The Treasury has frozen nearly £2bn of European cash allocated to England’s poorest regions for economic development projects pending the outcome of the autumn spending review. The decision will raise fears that £4bn in potential investment could be lost to the regions for good.
In a directive, the Treasury instructed officials in England’s regional development agencies (RDAs) to freeze all spending through the 2007-13 European Regional Development Fund (ERDF) programme.
According to Department for Business Innovation & Skills figures - obtained by LGC through a Freedom of Information request - of England’s total £2.97bn 2007-2013 ERDF pot, only £1bn had been contracted at the end of March 2010, leaving £1.9bn still to be spent.
Because ERDF money must be matched by either public or private cash, that figure could potentially rise to nearly £4bn in investment over the course of the programme.
ERDF funding freeze: regional breakdown
|Region||Total ERDF Allocation|
(*Using £1 =1.104 Euro)
at end of March 2010
|Cornwall & Isle of Scilly||£414.9m||£57.2m||£357.7m|
Source: Department for Business, Innovation & Skills
A Treasury spokesman said the funds had been frozen because ERDF expenditure required match funding from the RDAs’ own budgets.
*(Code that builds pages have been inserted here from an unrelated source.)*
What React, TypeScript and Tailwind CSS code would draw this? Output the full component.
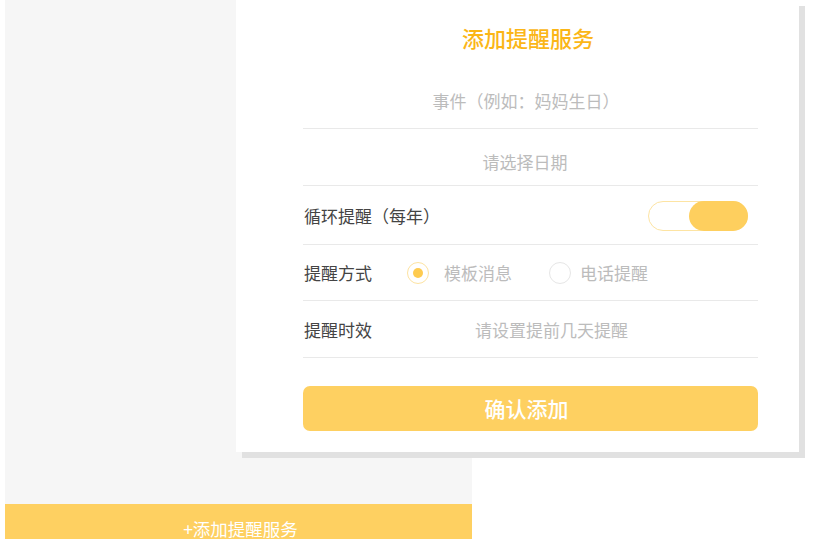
import React from 'react'

const font = { fontFamily: '"Noto Sans CJK SC", "Noto Sans", sans-serif' }

function Radio({ checked }: { checked: boolean }) {
  return (
    <span
      className={
        checked
          ? 'flex h-[22px] w-[22px] items-center justify-center rounded-full border border-[#fde3a1] bg-white'
          : 'flex h-[22px] w-[22px] items-center justify-center rounded-full border border-[#e6e6e6] bg-white'
      }
    >
      {checked && <span className="h-[10px] w-[10px] rounded-full bg-[#fecb4f]" />}
    </span>
  )
}

export default function App() {
  return (
    <div className="relative h-[539px] w-[824px] overflow-hidden bg-white" style={font}>
      {/* page behind the dialog */}
      <div className="ml-[5px] flex h-full w-[467px] flex-col">
        <div className="h-[504px] shrink-0 bg-[#f6f6f6]" />
        <div className="flex flex-1 justify-center bg-[#fed061] pl-[4px] pt-[13px] text-[17.5px] leading-[24px] text-white">
          +添加提醒服务
        </div>
      </div>

      {/* dialog */}
      <div className="absolute left-[236px] top-0 h-[452px] w-[563px] bg-white pl-[67px] pr-[41px] shadow-[6px_6px_0_#e1e1e1]">
        <div className="flex h-[74px] items-center justify-center pr-[5px] text-[22px] font-medium text-[#fbb617]">
          添加提醒服务
        </div>

        <div className="flex h-[55px] items-center justify-center border-b border-[#e9e9e9] pr-[9px] text-[17px] text-[#bcbcbc]">
          事件（例如：妈妈生日）
        </div>

        <div className="flex h-[57px] items-center justify-center border-b border-[#e9e9e9] pr-[11px] pt-[10px] text-[17px] text-[#bcbcbc]">
          请选择日期
        </div>

        <div className="flex h-[59px] items-center justify-between border-b border-[#e9e9e9] pl-[1px] pr-[10px] pt-[2px] text-[17px] text-[#444]">
          <span>循环提醒（每年）</span>
          <span className="flex h-[30px] w-[100px] justify-end rounded-full border border-[#fde4a3]">
            <span className="-m-px h-[30px] w-[59px] rounded-full bg-[#fecf5e]" />
          </span>
        </div>

        <div className="flex h-[56px] items-center border-b border-[#e9e9e9] pl-[1px] pt-[1px] text-[17px]">
          <span className="w-[103px] text-[#444]">提醒方式</span>
          <Radio checked />
          <span className="ml-[15px] text-[#bcbcbc]">模板消息</span>
          <span className="ml-[37px]">
            <Radio checked={false} />
          </span>
          <span className="ml-[9px] text-[#bcbcbc]">电话提醒</span>
        </div>

        <div className="flex h-[57px] items-center border-b border-[#e9e9e9] pl-[1px] pt-[2px] text-[17px]">
          <span className="w-[103px] text-[#444]">提醒时效</span>
          <span className="ml-[68px] text-[#bcbcbc]">请设置提前几天提醒</span>
        </div>

        <button className="mt-[28px] flex h-[45px] w-full items-center justify-center rounded-[7px] bg-[#fed061] pr-[8px] text-[21px] font-medium text-white">
          确认添加
        </button>
      </div>
    </div>
  )
}
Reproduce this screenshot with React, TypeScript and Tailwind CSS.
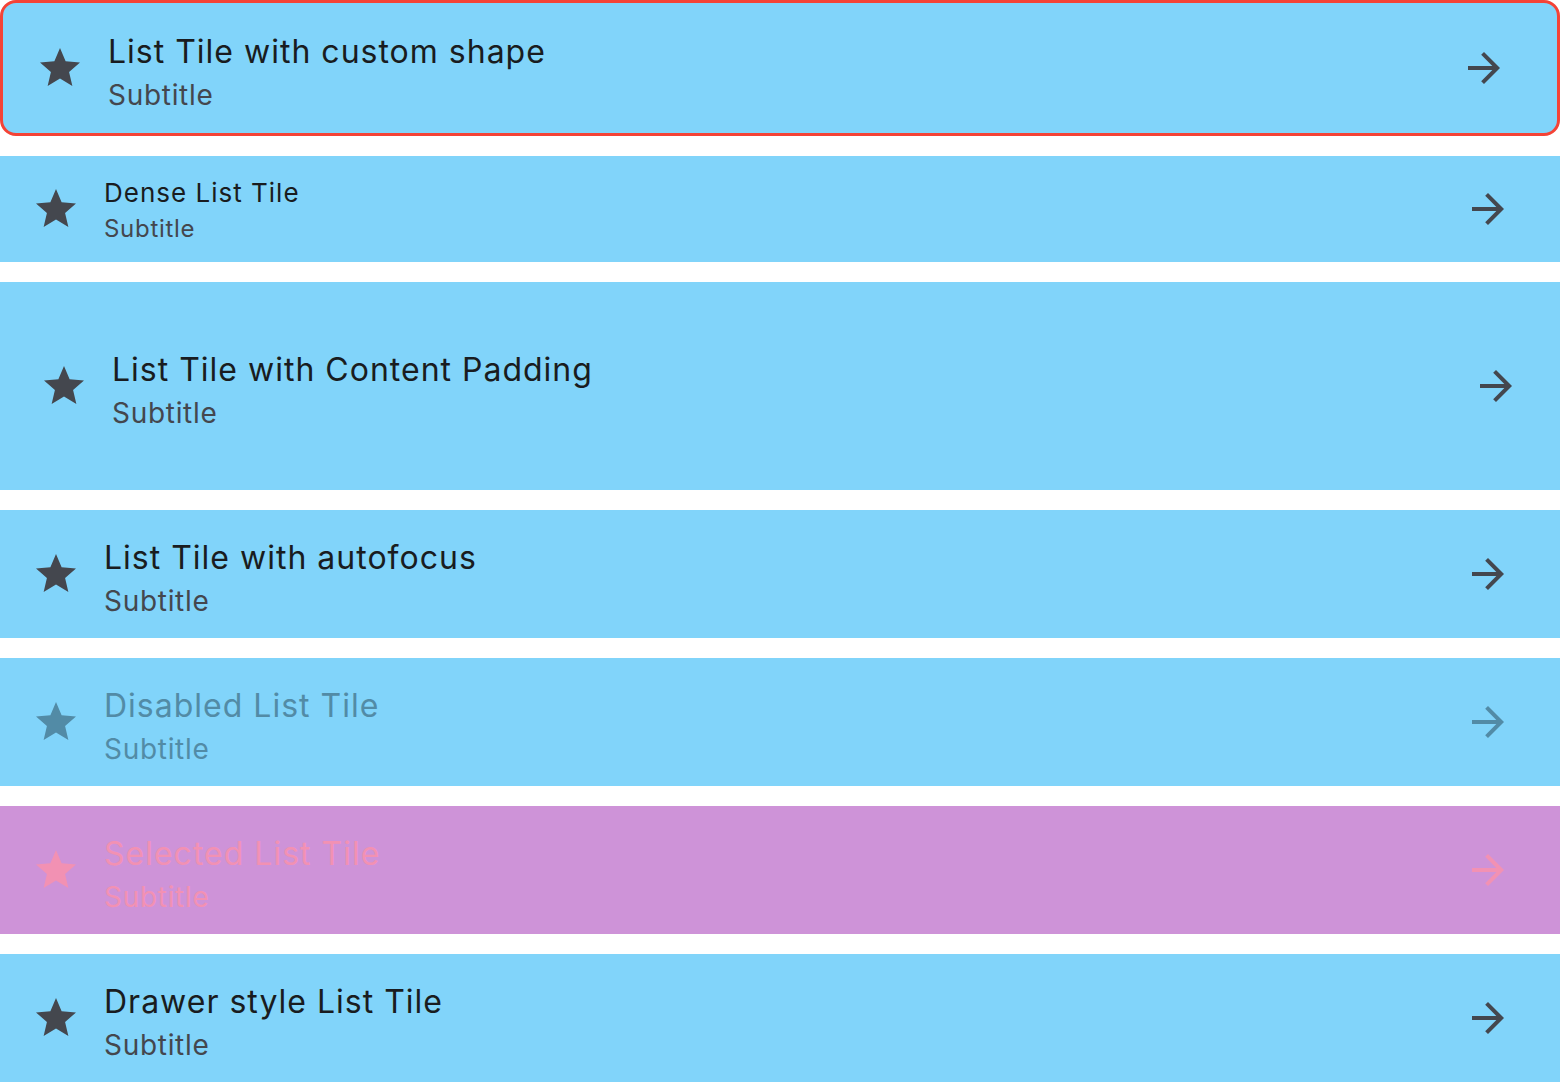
import React from "react";

const Star = ({ className }: { className?: string }) => (
  <svg viewBox="0 0 24 24" className={className} fill="currentColor">
    <path d="M12 17.27L18.18 21l-1.64-7.03L22 9.24l-7.19-.61L12 2 9.19 8.63 2 9.24l5.46 4.73L5.82 21z" />
  </svg>
);

const Arrow = ({ className }: { className?: string }) => (
  <svg viewBox="0 0 24 24" className={className} fill="currentColor">
    <path d="M12 4l-1.41 1.41L16.17 11H4v2h12.17l-5.58 5.59L12 20l8-8z" />
  </svg>
);

type TileProps = {
  title: string;
  outer: string;
  titleCls: string;
  subCls: string;
  iconCls: string;
  textShift?: string;
  subShift?: string;
};

const Tile = ({
  title,
  outer,
  titleCls,
  subCls,
  iconCls,
  textShift = "mt-[6px]",
  subShift = "-mt-[1px]",
}: TileProps) => (
  <div className={`flex items-center ${outer}`}>
    <div className={`w-[48px] h-[48px] shrink-0 ${iconCls}`}>
      <Star className="w-[48px] h-[48px]" />
    </div>
    <div className={`flex-1 flex flex-col ml-[24px] ${textShift}`}>
      <div className={titleCls}>{title}</div>
      <div className={`${subShift} ${subCls}`}>Subtitle</div>
    </div>
    <div className={`w-[48px] h-[48px] shrink-0 ${iconCls}`}>
      <Arrow className="w-[48px] h-[48px]" />
    </div>
  </div>
);

export default function App() {
  const font = "font-['Inter','Liberation_Sans',sans-serif]";
  const tNorm = "text-[32px] leading-[48px] tracking-[1px] text-[#191c20]";
  const sNorm = "text-[28px] leading-[40px] tracking-[0.7px] text-[#44474e]";
  const iNorm = "text-[#44474e]";
  return (
    <div className={`w-[1560px] h-[1082px] bg-white flex flex-col gap-[20px] ${font}`}>
      <Tile
        title="List Tile with custom shape"
        outer="h-[136px] bg-[#81d4fa] border-[3px] border-[#f44336] rounded-[16px] pl-[33px] pr-[49px]"
        titleCls={tNorm}
        subCls={sNorm}
        iconCls={iNorm}
      />
      <Tile
        title="Dense List Tile"
        outer="h-[106px] bg-[#81d4fa] pl-[32px] pr-[48px]"
        titleCls="text-[26px] leading-[36px] tracking-[1px] text-[#191c20]"
        subCls="text-[24px] leading-[34px] tracking-[0.7px] text-[#44474e]"
        iconCls={iNorm}
        textShift="mt-[2px]"
        subShift="mt-[1px]"
      />
      <Tile
        title="List Tile with Content Padding"
        outer="h-[208px] bg-[#81d4fa] pl-[40px] pr-[40px]"
        titleCls={tNorm}
        subCls={sNorm}
        iconCls={iNorm}
      />
      <Tile
        title="List Tile with autofocus"
        outer="h-[128px] bg-[#81d4fa] pl-[32px] pr-[48px]"
        titleCls={tNorm}
        subCls={sNorm}
        iconCls={iNorm}
      />
      <Tile
        title="Disabled List Tile"
        outer="h-[128px] bg-[#81d4fa] pl-[32px] pr-[48px]"
        titleCls="text-[32px] leading-[48px] tracking-[1px] text-[#528ba6]"
        subCls="text-[28px] leading-[40px] tracking-[0.7px] text-[#528ba6]"
        iconCls="text-[#528ba6]"
      />
      <Tile
        title="Selected List Tile"
        outer="h-[128px] bg-[#ce93d8] pl-[32px] pr-[48px]"
        titleCls="text-[32px] leading-[48px] tracking-[1px] text-[#f291b3]"
        subCls="text-[28px] leading-[40px] tracking-[0.7px] text-[#f291b3]"
        iconCls="text-[#f291b3]"
      />
      <Tile
        title="Drawer style List Tile"
        outer="h-[128px] bg-[#81d4fa] pl-[32px] pr-[48px]"
        titleCls={tNorm}
        subCls={sNorm}
        iconCls={iNorm}
      />
    </div>
  );
}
He said that as the RDAs are due to be abolished through the Public Bodies Bill, “they are no longer being allowed to enter into any new public spending commitments beyond March 2011. This includes using their single pot budget to match-fund ERDF money”.
The spokesman added that the Treasury would consider the possibility for regions to drawdown ERDF funding “where it is matched by other sources, including private sector funding”.
A spokesman for the RDA network warned that the move could have a “massive impact” on England’s poorest regions and leave a lot of projects expecting RDA match funding for their ERDF cash “in a very serious situation”.
He said: “If ERDF does not continue, it would have a serious impact on hundreds of businesses across the region and damage growth prospects. The types of projects affected could include next generation broadband, business premises, transport schemes and investment in innovation and science based initiatives”.
With the coalition planning to scrap the RDAs and replace them with Local Enterprise Partnerships - effectively consortia of councils banding together with business over sub-regions to drive forward economic development - it is unclear how ERDF money will be managed in the future.
The communities secretary Eric Pickles said he would review the way ERDF is managed, without suggesting what that might entail. The coalition is also considering scrapping the regional Government Offices, which managed the ERDF funds prior to the RDAS.
With no clear transition for the funding in place, an RDA source warned the freeze could precipitate a move by Treasury to claw back the cash. Last year the previous government allowed Treasury to claw back £671m in unspent ERDF money from the 2000-2006 round despite Brussels giving the regions an extension to enable them to spend the cash.
At the time ministers said the move was made because of a lack of match funding available, but with the unclaimed cash taken off the UK’s future contribution to the EU, it effectively went into Treasury’s coffers rather than to projects in the regions.
To date the coalition has announced that the future LEPs will able to bid into a £1bn regional growth fund over 2011-12 to 2012-13, but this represents significantly less cash than was available through the RDA network, which over 2010-11 had a £1.4bn pot.
With considerably less funding to go around for economic development, it is unclear whether the LEPs will have enough cash to match fund the remaining £1.9bn in ERDF money, an RDA source said.
“Ultimately Treasury may well see that is the cheaper option in the long run to claw the cash back rather than match fund it through public spending. That would be a huge loss to the regions,” the source said.